Notice the := and the ; at the end. Perfect – except, if we have a fat kid, the order will be to give 192 mg of Benadryl! So we want to set an upper limit of 50 mg:

Value := (physical[‘WEIGHT1’] / 2.2) * 1.25;
if value > 50 then value := 50;

And we want to not give orders for 29.0825 mg, so we’ll round the calculation to the nearest whole number:

Value := (physical[‘WEIGHT1’] / 2.2) * 1.25;
value := round(value);
if value > 50 then value := 50;

Now we will have the report calculate whether the kid should get Epipen or Epipen Jr. You could look in the Rx section to see what the kid has been prescribed most recently, but this way is actually a little easier.

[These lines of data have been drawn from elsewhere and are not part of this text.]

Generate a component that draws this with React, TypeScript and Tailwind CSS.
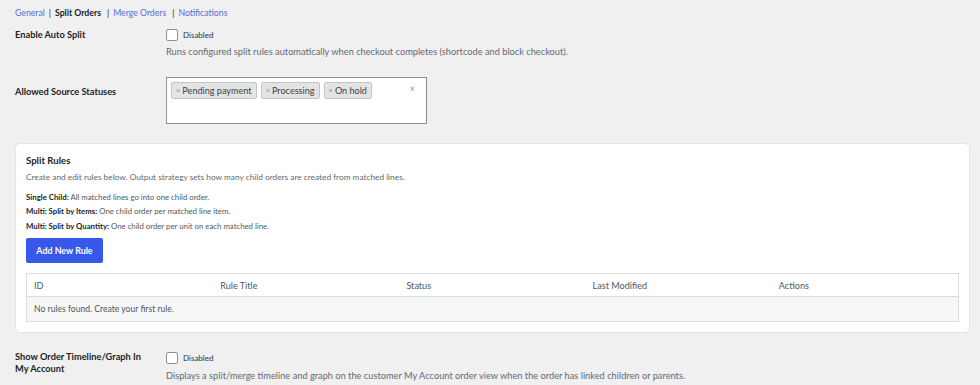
import React from "react";

function Checkbox() {
  return <span className="inline-block w-[12px] h-[12px] rounded-[2px] border border-[#8c8f94] bg-white" />;
}

function Tag({ label }: { label: string }) {
  return (
    <span className="flex items-center h-[17px] px-[4px] rounded-[2px] border border-[#c3c4c7] bg-[#e4e4e4] text-[#3c434a] text-[9.1px] leading-none">
      <span className="text-[#8c8f94] text-[7.5px] mr-[2px]">×</span>
      {label}
    </span>
  );
}

export default function App() {
  const cols = ["ID", "Rule Title", "Status", "Last Modified", "Actions"];
  return (
    <div className="w-[980px] h-[385px] overflow-hidden bg-[#f0f0f1] text-[#1d2327] px-[15px] font-[Lato,sans-serif]">
      <div className="flex items-center h-[25px] text-[8.7px] text-[#5a6ad8]">
        <span>General</span>
        <span className="text-[#1d2327] mx-[4px]">|</span>
        <span className="text-[#1d2327] font-bold">Split Orders</span>
        <span className="text-[#1d2327] ml-[6px] mr-[4px]">|</span>
        <span>Merge Orders</span>
        <span className="text-[#1d2327] ml-[6px] mr-[4px]">|</span>
        <span>Notifications</span>
      </div>

      <div className="flex pt-[4px]">
        <div className="w-[151px] shrink-0 text-[9.25px] font-bold leading-[12px]">Enable Auto Split</div>
        <div>
          <div className="flex items-center gap-[5px] h-[12px]">
            <Checkbox />
            <span className="text-[8px] text-[#2c3338]">Disabled</span>
          </div>
          <div className="text-[9.25px] text-[#646970] mt-[5px] leading-[12px]">Runs configured split rules automatically when checkout completes (shortcode and block checkout).</div>
        </div>
      </div>

      <div className="flex mt-[19px]">
        <div className="w-[151px] shrink-0 text-[9.25px] font-bold pt-[8px]">Allowed Source Statuses</div>
        <div className="relative w-[261px] h-[47px] bg-white border border-[#8c8f94] pl-[4px] pt-[4px]">
          <div className="flex gap-[4px]">
            <Tag label="Pending payment" />
            <Tag label="Processing" />
            <Tag label="On hold" />
          </div>
          <span className="absolute right-[11px] top-[4px] text-[#8c8f94] text-[9px]">×</span>
        </div>
      </div>

      <div className="mt-[19px] w-[955px] bg-white rounded-[5px] border border-[#e4e4e7] px-[10px] pt-[10px] pb-[10px]">
        <div className="text-[9.6px] font-bold">Split Rules</div>
        <div className="text-[8.3px] text-[#646970] mt-[3px]">Create and edit rules below. Output strategy sets how many child orders are created from matched lines.</div>
        <div className="mt-[6px] text-[7.8px] text-[#50575e] leading-[14.5px]">
          <div><b className="text-[#1d2327]">Single Child:</b> All matched lines go into one child order.</div>
          <div><b className="text-[#1d2327]">Multi: Split by Items:</b> One child order per matched line item.</div>
          <div><b className="text-[#1d2327]">Multi: Split by Quantity:</b> One child order per unit on each matched line.</div>
        </div>
        <div className="mt-[5px] inline-flex items-center justify-center w-[77px] h-[25px] bg-[#3858e9] rounded-[2px] text-white text-[8.9px] font-bold">Add New Rule</div>
        <div className="mt-[10px] border border-[#dcdcde] text-[9.1px] text-[#50575e]">
          <div className="grid grid-cols-5 h-[23px] items-center bg-white border-b border-[#dcdcde]">
            {cols.map((c) => (
              <div key={c} className="pl-[7px]">{c}</div>
            ))}
          </div>
          <div className="h-[24px] flex items-center bg-[#f6f7f7] pl-[7px] text-[8.6px]">No rules found. Create your first rule.</div>
        </div>
      </div>

      <div className="flex mt-[18px]">
        <div className="w-[151px] shrink-0 text-[9.25px] font-bold leading-[12px]">Show Order Timeline/Graph In<br />My Account</div>
        <div className="pt-[1px]">
          <div className="flex items-center gap-[5px] h-[12px]">
            <Checkbox />
            <span className="text-[8px] text-[#2c3338]">Disabled</span>
          </div>
          <div className="text-[9.25px] text-[#646970] mt-[6px] leading-[12px]">Displays a split/merge timeline and graph on the customer My Account order view when the order has linked children or parents.</div>
        </div>
      </div>
    </div>
  );
}
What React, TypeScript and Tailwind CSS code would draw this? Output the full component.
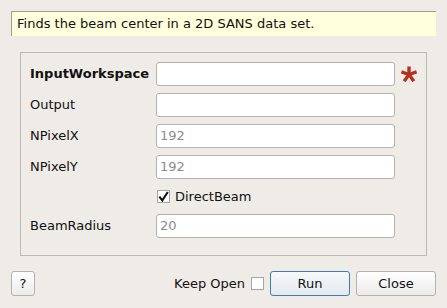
const font = "font-['DejaVu_Sans',sans-serif]";

/* ── Text field ── */
function Field({ value = "" }: { value?: string }) {
  return (
    <div className="flex h-[24px] w-[239px] items-center rounded-[3px] border border-[#b5b1ad] bg-white px-[3px] text-[13px] text-[#8c8c8c]">
      {value}
    </div>
  );
}

function Row({ label, bold, children }: { label: string; bold?: boolean; children: React.ReactNode }) {
  return (
    <div className="flex h-[24px] items-center">
      <div className={`w-[126px] text-[13px] text-[#111] ${bold ? "font-bold" : ""}`}>{label}</div>
      {children}
    </div>
  );
}

function Check({ checked }: { checked?: boolean }) {
  return (
    <div className="flex h-[13px] w-[13px] items-center justify-center border border-[#a8a4a0] bg-white">
      {checked && (
        <svg width="11" height="11" viewBox="0 0 11 11">
          <path d="M1.3 5.6 L4.3 9.4 L9.8 1" fill="none" stroke="#111" strokeWidth="2.1" />
        </svg>
      )}
    </div>
  );
}

/* required-field marker */
function Star() {
  return (
    <svg width="16" height="16" viewBox="0 0 16 16" className="absolute left-[371px] top-[4px]">
      <g stroke="#b3321f" strokeWidth="3.4" strokeLinecap="butt">
        <line x1="8" y1="8.5" x2="8" y2="0.5" />
        <line x1="8" y1="8.5" x2="15.6" y2="5.8" />
        <line x1="8" y1="8.5" x2="0.4" y2="5.8" />
        <line x1="8" y1="8.5" x2="12.8" y2="15.2" />
        <line x1="8" y1="8.5" x2="3.2" y2="15.2" />
      </g>
    </svg>
  );
}

export default function App() {
  return (
    <div className={`${font} h-[308px] w-[447px] overflow-hidden bg-[#efebe7] pt-[11px]`}>
      {/* Description tip */}
      <div className="ml-[11px] flex h-[25px] w-[425px] items-center border-l border-t border-[#a09c98] bg-[#ffffdc] pl-[5px] text-[13px] text-[#111]">
        Finds the beam center in a 2D SANS data set.
      </div>

      {/* Properties group */}
      <div className="ml-[20px] mt-[16px] w-[407px] border border-[#bcb8b4] pb-[17px] pl-[9px] pt-[9px]">
        <div className="flex flex-col gap-[7px]">
          <div className="relative">
            <Row label="InputWorkspace" bold>
              <Field />
            </Row>
            <Star />
          </div>
          <Row label="Output">
            <Field />
          </Row>
          <Row label="NPixelX">
            <Field value="192" />
          </Row>
          <Row label="NPixelY">
            <Field value="192" />
          </Row>
          <div className="flex h-[21px] items-center gap-[5px] pl-[127px]">
            <Check checked />
            <span className="text-[13px] text-[#111]">DirectBeam</span>
          </div>
          <Row label="BeamRadius">
            <Field value="20" />
          </Row>
        </div>
      </div>

      {/* Buttons */}
      <div className="mt-[15px] flex items-center pl-[11px] pr-[11px]">
        <button className="flex h-[25px] w-[24px] items-center justify-center rounded-[3px] border border-[#b5b1ad] bg-gradient-to-b from-white to-[#ecebea] text-[13px] text-[#111]">
          ?
        </button>
        <div className="flex-1" />
        <span className="text-[13px] text-[#111]">Keep Open</span>
        <div className="ml-[6px]">
          <Check />
        </div>
        <button className="ml-[6px] flex h-[25px] w-[80px] items-center justify-center rounded-[3px] border border-[#3d7cb4] bg-gradient-to-b from-[#f7f9fb] to-[#e4e8ec] text-[13px] text-[#111]">
          Run
        </button>
        <button className="ml-[6px] flex h-[25px] w-[80px] items-center justify-center rounded-[3px] border border-[#b5b1ad] bg-gradient-to-b from-white to-[#ecebea] text-[13px] text-[#111]">
          Close
        </button>
      </div>
    </div>
  );
}
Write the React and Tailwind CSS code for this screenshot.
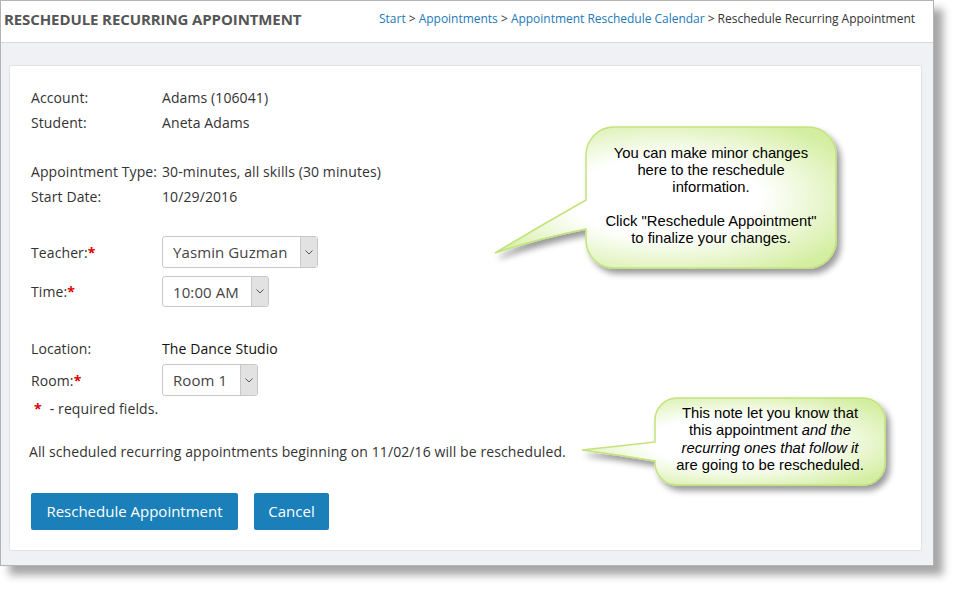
const Chevron = () => (
  <svg width="8" height="5" viewBox="0 0 8 5" fill="none">
    <path d="M0.5 0.5L4 4L7.5 0.5" stroke="#555" strokeWidth="1" />
  </svg>
)

const Select = ({ value, width }) => (
  <div
    className="flex h-full border border-[#c8c8c8] rounded-[3px] bg-white overflow-hidden"
    style={{ width }}
  >
    <div className="flex-1 flex items-center pl-[10px] pt-[1px] text-[15px] text-[#444]">{value}</div>
    <div className="w-[17px] bg-[#e2e2e2] border-l border-[#c8c8c8] flex items-center justify-center">
      <Chevron />
    </div>
  </div>
)

const Req = () => <span className="text-[#e00000] font-bold">*</span>

const Row = ({ label, children, className = 'h-[25px]' }) => (
  <div className={`flex items-center ${className}`}>
    <div className="w-[131px] shrink-0">{label}</div>
    <div className="h-full flex items-center">{children}</div>
  </div>
)

const Bubbles = () => (
  <svg className="absolute left-0 top-0 pointer-events-none" width="958" height="590">
    <defs>
      <radialGradient id="bubbleFill" cx="50%" cy="50%" r="62%">
        <stop offset="0.45" stopColor="#ffffff" />
        <stop offset="1" stopColor="#d3eea0" />
      </radialGradient>
      <filter id="bubbleShadow" x="-20%" y="-20%" width="140%" height="150%">
        <feDropShadow dx="4" dy="5" stdDeviation="3" floodColor="#000" floodOpacity="0.4" />
      </filter>
    </defs>
    <path
      d="M614 127 H808 A28 28 0 0 1 836 155 V240 A28 28 0 0 1 808 268 H614 A28 28 0 0 1 586 240 V229 Q540 238 495 253 Q540 226 586 200 V155 A28 28 0 0 1 614 127 Z"
      fill="url(#bubbleFill)"
      stroke="#c4e37c"
      strokeWidth="1.5"
      filter="url(#bubbleShadow)"
    />
    <path
      d="M677 398 H863 A22 22 0 0 1 885 420 V463 A22 22 0 0 1 863 485 H677 A22 22 0 0 1 655 463 V461 Q620 455 582 450 Q620 446 655 442 V420 A22 22 0 0 1 677 398 Z"
      fill="url(#bubbleFill)"
      stroke="#c4e37c"
      strokeWidth="1.5"
      filter="url(#bubbleShadow)"
    />
  </svg>
)

const App = () => {
  return (
    <div className="relative w-[958px] h-[590px] bg-white font-['Open_Sans',sans-serif] text-[14px] text-[#333]">
      <div className="w-[934px] h-[566px] border border-[#b4b4b4] bg-[#f0f1f5] flex flex-col shadow-[9px_9px_8px_rgba(0,0,0,0.35)]">
        {/* Header */}
        <div className="h-[42px] shrink-0 bg-white border-b border-[#d6d9de] flex items-start justify-between pt-[7px] pl-[3px] pr-[18px]">
          <h1 className="text-[15px] font-bold text-[#555] tracking-[-0.1px]">RESCHEDULE RECURRING APPOINTMENT</h1>
          <div className="text-[12px] text-[#333] pt-[2px] tracking-[-0.02px]">
            <a className="text-[#2279b8]">Start</a> &gt; <a className="text-[#2279b8]">Appointments</a> &gt;{' '}
            <a className="text-[#2279b8]">Appointment Reschedule Calendar</a> &gt; Reschedule Recurring Appointment
          </div>
        </div>

        {/* Body */}
        <div className="flex-1 pt-[22px] pl-[8px] pr-[11px] pb-[14px]">
          <div className="h-full bg-white border border-[#e0e2e7] rounded-[2px] pl-[21px] pt-[19px] tracking-[0.1px]">
            <Row label="Account:">Adams (106041)</Row>
            <Row label="Student:">Aneta Adams</Row>
            <div className="h-[24px]" />
            <Row label="Appointment Type:">30-minutes, all skills (30 minutes)</Row>
            <Row label="Start Date:">10/29/2016</Row>
            <div className="h-[27px]" />
            <Row label={<>Teacher:<Req /></>} className="h-[32px]">
              <Select value="Yasmin Guzman" width={156} />
            </Row>
            <div className="h-[8px]" />
            <Row label={<>Time:<Req /></>} className="h-[31px]">
              <Select value="10:00 AM" width={107} />
            </Row>
            <div className="h-[29px]" />
            <Row label="Location:">
              <span className="text-[#111]">The Dance Studio</span>
            </Row>
            <div className="h-[3px]" />
            <Row label={<>Room:<Req /></>} className="h-[32px]">
              <Select value="Room 1" width={96} />
            </Row>
            <div className="h-[20px] mt-[2px] flex items-center pl-[3px]">
              <Req />
              <span className="ml-[8px]">- required fields.</span>
            </div>
            <div className="h-[22px]" />
            <div className="h-[22px] flex items-center -ml-[2px]">
              All scheduled recurring appointments beginning on 11/02/16 will be rescheduled.
            </div>
            <div className="h-[31px]" />
            <div className="flex gap-[16px]">
              <button className="h-[37px] w-[207px] bg-[#1b80b9] text-white text-[15px] tracking-normal rounded-[2px]">
                Reschedule Appointment
              </button>
              <button className="h-[37px] w-[75px] bg-[#1b80b9] text-white text-[15px] tracking-normal rounded-[2px]">
                Cancel
              </button>
            </div>
          </div>
        </div>
      </div>

      <Bubbles />

      {/* Callout text */}
      <div className="absolute left-[586px] top-[145px] w-[250px] text-center font-['Liberation_Sans',Arial,sans-serif] text-[14.8px] leading-[17px] text-black">
        <p>You can make minor changes</p>
        <p>here to the reschedule</p>
        <p>information.</p>
        <p className="mt-[17px]">Click "Reschedule Appointment"</p>
        <p>to finalize your changes.</p>
      </div>
      <div className="absolute left-[655px] top-[405px] w-[230px] text-center font-['Liberation_Sans',Arial,sans-serif] text-[14.8px] leading-[17.3px] text-black">
        <p>This note let you know that</p>
        <p>
          this appointment <i>and the</i>
        </p>
        <p>
          <i>recurring ones that follow it</i>
        </p>
        <p>are going to be rescheduled.</p>
      </div>
    </div>
  )
}

export default App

Start by putting X’s in BOTH the Epipen and Epipen Jr box usign the Label tool. Make sure it lines up with the box in Preview mode. You can change fonts and font sizes if you need to.

The X on the left is “Label1” and the X on the right is “Label2” (you can see what identities OP Reports has assigned them by clicking on an element, then looking in the very lower left corner of the OP Reports screen. Here Label2 is highlighted.

Now add a dummy variable. It won’t actually compute a numeric value – but it will turn Label1 and Label2 off and on, or on and off, respectively, depending on the child’s weight.

depending on the weight of the kid. Here is Variable3, just tucked away to the right.

Now we add some calculations to Variable3:

if physical[‘WEIGHT1’] >= 55 then Label1.Visible := true;
if physical[‘WEIGHT1’] >= 55 then Label2.Visible := false;
if physical[‘WEIGHT1’] < 55 then Label1.Visible := false;
if physical[‘WEIGHT1’] < 55 then Label2.Visible := true;

(Remember that the OP field WEIGHT1 stores a child’s weight in lbs, not kg, so we need thresholds of 55 lbs, rather than weights of 25 kg, to determine whether the child should get EpiPen or EpiPen Jr.

You can make this more elegant with if/then/else constructions, but it works just fine without.